Transparência e fiscalização

O ECA Digital inova também ao impor uma obrigação inédita de transparência para plataformas acessadas por mais de 1 milhão de usuários no Brasil. Essas empresas deverão publicar relatórios semestrais, em português, detalhando canais de denúncia disponíveis, volume de notificações recebidas, ações de moderação e medidas para aprimorar a proteção de dados e a privacidade de menores. Também deverão abrir dados para fins de pesquisa técnica, acadêmica ou jornalística.

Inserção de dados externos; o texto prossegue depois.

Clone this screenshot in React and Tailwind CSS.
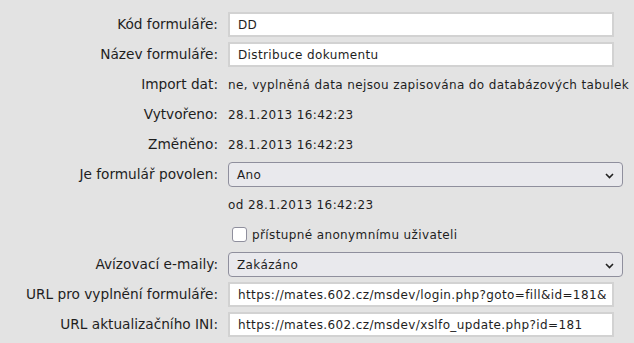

Outro ponto decisivo é a criação de uma autoridade nacional autônoma, encarregada de regulamentar e fiscalizar o cumprimento da lei. Esse órgão terá poder para aplicar sanções severas, garantindo que plataformas e anunciantes sigam as novas regras.

Alcance transversal – Os impactos não ficam restritos ao setor de tecnologia. Empresas de varejo, saúde, educação e entretenimento, que usam redes sociais como vitrine ou canal de vendas, também terão de rever práticas. Isso inclui ajustar contratos com agências, repensar campanhas e criar políticas internas de governança digital voltadas à proteção do público infantojuvenil.

O aspecto legal ampliado – O ECA Digital se integra ao Estatuto da Criança e do Adolescente, ampliando os riscos jurídicos. O descumprimento pode gerar não apenas multas administrativas, mas também responsabilização civil e até criminal. Uma empresa que não adote medidas preventivas e permita, ainda que de forma indireta, a circulação de conteúdos de exploração infantil poderá ser responsabilizada por omissão.

Hora de recalcular a rota

Além das big techs, as empresas brasileiras terão de investir em compliance e segurança digital, enquanto marcas de diversos setores precisarão ajustar suas estratégias de marketing para lidar com um público que já não pode ser alcançado da mesma forma. O risco jurídico passa a ser compartilhado entre plataformas, anunciantes e agências.

É importante lembrar que a lei ainda não está em vigor, pois depende da sanção presidencial. No entanto, justamente por se tratar de um marco que coloca o Brasil na vanguarda mundial da proteção digital infantojuvenil, é fundamental que empresas e empreendedores se adiantem. Estar atentos desde já significa não apenas evitar futuras sanções, mas também demonstrar responsabilidade e compromisso com crianças e adolescentes no ambiente digital.

Toda e qualquer empresa que atue nas redes sociais, independentemente do porte ou do setor, precisará se adequar. Quem se preparar com antecedência, adotando práticas de transparência e segurança, terá mais condições de construir relações de confiança com seus consumidores e de se posicionar positivamente nesse novo cenário.